Quand on les interroge sur le futur, Daniel et Franck, qui se décrivent comme deux « écologistes dans l’âme » pourfendeurs de piscines privées et adeptes de la permaculture, se mettent à rêver : « On peut tout à fait comprendre les interrogations des riverain·es en temps de sécheresse, elles sont légitimes. Est-ce qu’on ne pourrait pas remplir des camions-citernes avec l’eau que l’on pompe pendant le week-end(12) ?  Les salarié·es pourraient être force de proposition comme celle-là en tant qu’expert·es de leur outils de travail. L’entraide, c’est ça l’écologie ! » Au-delà des vœux pieux, comment penser des alliances entre les salarié·es du secteur et les habitant·es en lutte ? Et comment penser une solidarité de l’eau qui ne se limite pas à des mots d’ordre localistes (« L’eau du pays reste au pays » a-t-on pu ainsi lire dans les champs de Murat-sur-Vèbre) ?

Autant de questions qu’il est plus urgent que jamais de mettre au travail, au moment où la grave pénurie d’eau qui frappe Mayotte depuis plusieurs mois semble préfigurer la complexité des crises à venir. Ce territoire au cœur de l’archipel des Comores, acheté par la France à un sultan au 19ème siècle, subit de plein fouet la négligence chronique de l’État colonial. Le 9 septembre, alors que quelques litres d’une eau rougeâtre et boueuse coulent du robinet un jour sur trois, des habitant·es ont manifesté devant la préfecture, scandant « On veut quoi ? De l’eau potable ! ». Là-bas, un pack peut s’acheter jusqu’à 12 euros(13).

 

Texte : Anna et Mathilde / Illustrations : Artura Bandini

1 : « Quézac : La Lozère dans votre verre », Couleurs Lozère, été 2010, p.17.

2 : « Chercher l’eau en vain », Anna et Mathilde, L’Empaillé n°9, mai 2023.

3 : « Das Geschäft mit dem Durst. Wem gehört das Wasser? », Frontal 21, ZDF, 8/05/18.

4 : Voir notamment la très bonne couverture de Reporterre à ce sujet, comme par exemple « À Vittel, Nestlé contrôle l’eau, la politique et les esprits », 9/05/19.

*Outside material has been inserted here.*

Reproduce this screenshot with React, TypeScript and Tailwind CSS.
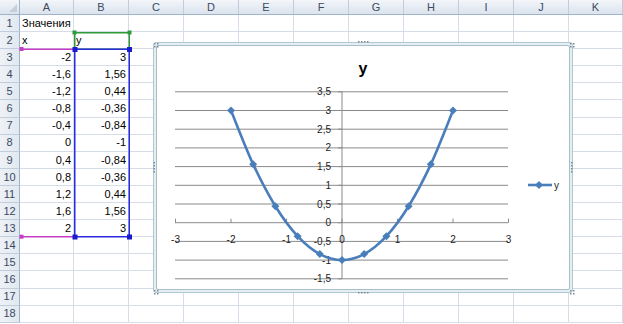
import React from "react";

const COLS = ["A", "B", "C", "D", "E", "F", "G", "H", "I", "J", "K"];
const XS = [-2, -1.6, -1.2, -0.8, -0.4, 0, 0.4, 0.8, 1.2, 1.6, 2];
const fmt = (n: number) => {
  const r = Math.round(n * 100) / 100;
  return String(r).replace(".", ",");
};

type Cell = { t: string; right?: boolean };
const rowsData: Cell[][] = [];
rowsData.push([{ t: "Значения" }, { t: "" }]);
rowsData.push([{ t: "x" }, { t: "y" }]);
XS.forEach((x) => rowsData.push([{ t: fmt(x), right: true }, { t: fmt(x * x - 1), right: true }]));
while (rowsData.length < 18) rowsData.push([{ t: "" }, { t: "" }]);

const widthClass = (i: number) => (i === 0 ? "w-[54px]" : i === 10 ? "flex-1" : "w-[55px]");

const px = (u: number) => 342 + u * 55.5;
const py = (v: number) => 222.7 - v * 37.4;

function smoothPath(pts: [number, number][]) {
  let d = `M${pts[0][0]},${pts[0][1]}`;
  for (let i = 0; i < pts.length - 1; i++) {
    const p0 = pts[i - 1] || pts[i];
    const p1 = pts[i];
    const p2 = pts[i + 1];
    const p3 = pts[i + 2] || p2;
    const c1x = p1[0] + (p2[0] - p0[0]) / 6;
    const c1y = p1[1] + (p2[1] - p0[1]) / 6;
    const c2x = p2[0] - (p3[0] - p1[0]) / 6;
    const c2y = p2[1] - (p3[1] - p1[1]) / 6;
    d += ` C${c1x},${c1y} ${c2x},${c2y} ${p2[0]},${p2[1]}`;
  }
  return d;
}

const Diamond = ({ x, y }: { x: number; y: number }) => (
  <polygon points={`${x},${y - 4} ${x + 4},${y} ${x},${y + 4} ${x - 4},${y}`} fill="#4a7ebb" />
);

function Chart() {
  const pts: [number, number][] = XS.map((x) => [px(x), py(x * x - 1)]);
  const yTicks = [3.5, 3, 2.5, 2, 1.5, 1, 0.5, 0, -0.5, -1, -1.5];
  const xTicks = [-3, -2, -1, 0, 1, 2, 3];
  const dots = [0, 3, 6, 9];
  return (
    <div className="absolute left-[153px] top-[42px] w-[420px] h-[251px] rounded-[3px] border border-[#b3c7d2] bg-[#e4eef3] p-[2px]">
      <div className="relative w-full h-full bg-white border border-[#a9bdc9] rounded-[2px]">
        <svg width={420} height={251} className="absolute left-[-4px] top-[-4px] overflow-visible">
          <g transform="translate(-153,-42)" fontFamily="'Liberation Sans', Arial, sans-serif">
            {yTicks.map((v) => (
              <line key={v} x1={175} x2={508} y1={py(v)} y2={py(v)} stroke="#8a8a8a" strokeWidth={1} />
            ))}
            <line x1={342} x2={342} y1={py(3.5)} y2={py(-1.5)} stroke="#8a8a8a" strokeWidth={1} />
            {yTicks.map((v) => (
              <line key={"t" + v} x1={338} x2={342} y1={py(v)} y2={py(v)} stroke="#8a8a8a" strokeWidth={1} />
            ))}
            {xTicks.map((u) => (
              <line key={"x" + u} x1={px(u)} x2={px(u)} y1={py(0) - 4} y2={py(0)} stroke="#8a8a8a" strokeWidth={1} />
            ))}
            {yTicks.map((v) => (
              <text key={"l" + v} x={331} y={py(v) + 3.5} fontSize={10} textAnchor="end" fill="#222">
                {fmt(v)}
              </text>
            ))}
            {xTicks.map((u) => (
              <text key={"xl" + u} x={px(u)} y={py(0) + 20} fontSize={10} textAnchor="middle" fill="#222">
                {fmt(u)}
              </text>
            ))}
            <path d={smoothPath(pts)} fill="none" stroke="#4a7ebb" strokeWidth={2.6} strokeLinejoin="round" />
            {pts.map((p, i) => (
              <Diamond key={i} x={p[0]} y={p[1]} />
            ))}
            <text x={363} y={73.5} fontSize={16} fontWeight="bold" textAnchor="middle" fill="#000">
              y
            </text>
            <line x1={528} x2={552} y1={185} y2={185} stroke="#4a7ebb" strokeWidth={2.6} />
            <Diamond x={539} y={185} />
            <text x={554} y={188.5} fontSize={10} fill="#222">
              y
            </text>
            <g fill="#7a8a92">
              {dots.map((d) => (
                <rect key={"ht" + d} x={358 + d} y={41} width={1.5} height={1.5} />
              ))}
              {dots.map((d) => (
                <rect key={"hb" + d} x={358 + d} y={292} width={1.5} height={1.5} />
              ))}
              {dots.map((d) => (
                <rect key={"hl" + d} x={153.5} y={162 + d} width={1.5} height={1.5} />
              ))}
              {dots.map((d) => (
                <rect key={"hr" + d} x={571} y={162 + d} width={1.5} height={1.5} />
              ))}
              {[
                [154, 43],
                [570, 43],
                [154, 290],
                [570, 290],
              ].map(([cx, cy], i) => (
                <g key={"c" + i}>
                  <rect x={cx} y={cy} width={1.5} height={1.5} />
                  <rect x={cx + 3} y={cy} width={1.5} height={1.5} />
                  <rect x={cx} y={cy + 3} width={1.5} height={1.5} />
                  <rect x={cx + 3} y={cy + 3} width={1.5} height={1.5} />
                </g>
              ))}
            </g>
          </g>
        </svg>
      </div>
    </div>
  );
}

function Selections() {
  return (
    <svg width={623} height={324} className="absolute inset-0 pointer-events-none">
      {/* green: B2 */}
      <rect x={74.75} y={32.75} width={54.5} height={16.5} fill="none" stroke="#2f9a3a" strokeWidth={1.5} />
      <rect x={72.5} y={30.5} width={4} height={4} fill="#2f9a3a" />
      <rect x={127.5} y={30.5} width={4} height={4} fill="#2f9a3a" />
      {/* magenta: A3:A13 */}
      <rect x={20} y={48.5} width={54} height={1.5} fill="#c53ec5" />
      <rect x={20} y={236} width={54} height={1.5} fill="#c53ec5" />
      <rect x={19.5} y={47} width={4} height={4} fill="#c53ec5" />
      <rect x={19.5} y={234.7} width={4} height={4} fill="#c53ec5" />
      {/* blue: B3:B13 */}
      <rect x={74.75} y={49.25} width={54.5} height={187.5} fill="none" stroke="#2a2ae0" strokeWidth={1.5} />
      <rect x={72.5} y={47} width={5} height={5} fill="#1a1ad0" />
      <rect x={127} y={47} width={5} height={5} fill="#1a1ad0" />
      <rect x={72.5} y={234.5} width={5} height={5} fill="#1a1ad0" />
      <rect x={127} y={234.5} width={5} height={5} fill="#1a1ad0" />
    </svg>
  );
}

export default function App() {
  return (
    <div
      className="relative w-[623px] h-[324px] overflow-hidden bg-white text-[11px] text-black"
      style={{ fontFamily: "'Liberation Sans', Arial, sans-serif" }}
    >
      <div className="flex h-[15px] bg-gradient-to-b from-[#f3f6fa] to-[#dbe3ed] border-b border-[#9fb4cc]">
        <div className="w-[20px] shrink-0 flex items-end justify-end p-[2px] border-r border-[#9fb4cc]">
          <div className="w-0 h-0 border-l-[8px] border-l-transparent border-b-[8px] border-b-[#c6cfd9]" />
        </div>
        {COLS.map((c, i) => (
          <div
            key={c}
            className={`${widthClass(i)} shrink-0 flex items-center justify-center border-r border-[#c2cddb] text-[#3b4a5e] text-[11px] leading-none`}
          >
            {c}
          </div>
        ))}
      </div>
      {rowsData.map((row, r) => (
        <div key={r} className="flex h-[17.1px]">
          <div className="w-[20px] shrink-0 flex items-center justify-center bg-gradient-to-r from-[#eef2f7] to-[#e1e8f0] border-r border-[#9fb4cc] border-b border-b-[#c2cddb] text-[#3b4a5e] text-[11px]">
            {r + 1}
          </div>
          {COLS.map((c, i) => {
            const cell = i < 2 ? row[i] : undefined;
            return (
              <div
                key={c}
                className={`${widthClass(i)} shrink-0 flex items-center border-r border-b border-[#d6dde8] px-[2px] whitespace-nowrap overflow-visible ${
                  cell?.right ? "justify-end" : "justify-start"
                }`}
              >
                {cell?.t}
              </div>
            );
          })}
        </div>
      ))}

      <Selections />
      <Chart />
    </div>
  );
}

5 : Pierre Papillaud, dont la fortune a été estimée par Forbes à 1,2 milliard de dollars en 2016, est connu pour un management alternant paternalisme et humiliations, ayant poussé au moins un de ses salarié·es à une tentative de suicide.

6 : À noter les enquêtes du journal indépendant Médiacités : « Soupçons de fraude : St‐Yorre, Vichy Célestins et Châteldon en eaux troubles », 01/11/2022 ; « Cristaline, St‐Yorre, Rozana : pollution et irrégularités en série dans les usines du groupe Alma », 19/12/22.

7 : D’après l’Anses, l’eau du robinet convient pour les biberons, et rien ne semble donc justifier cette publicité gratuite des hôpitaux publics à une entreprise privée. « Biberon : comment le préparer et le conserver ? Utilisation des préparations en poudre pour nourrissons », Anses, 17/01/13.

8 : Dès l’annonce de la vente, il a été proposé aux salarié·es de Quézac de se faire muter à l’usine Perrier. Un petit nombre a fait ce choix-là.

9 : Pour autant, l’ère du plastique est loin d’être finie : la consommation des pays riches continue d’augmenter, et les bouteilles sont les déchets plastiques les plus courants dans les rivières européennes. Les dégâts sur les écosystèmes commencent à être mieux documentés, tout comme les risques pour la santé des micro-particules et des additifs comme le Bisphénol A.

10 : « Comment l’eau béarnaise Ogeu veut conquérir le monde », Sud Ouest, 11/01/17.

11 : « Crise de l’eau : vague de licenciements à Vittel », Reporterre, 17/05/23.

12 : Le week-end, l’usine ne fonctionne pas, mais pour éviter le développement de bactéries, de l’eau est tout de même pompée et circule dans les tuyaux.

13 : « À Mayotte, des coupures d’eau deux jours sur trois, la sécheresse est-elle la seule coupable ? », Le HuffPost, 22/09/23.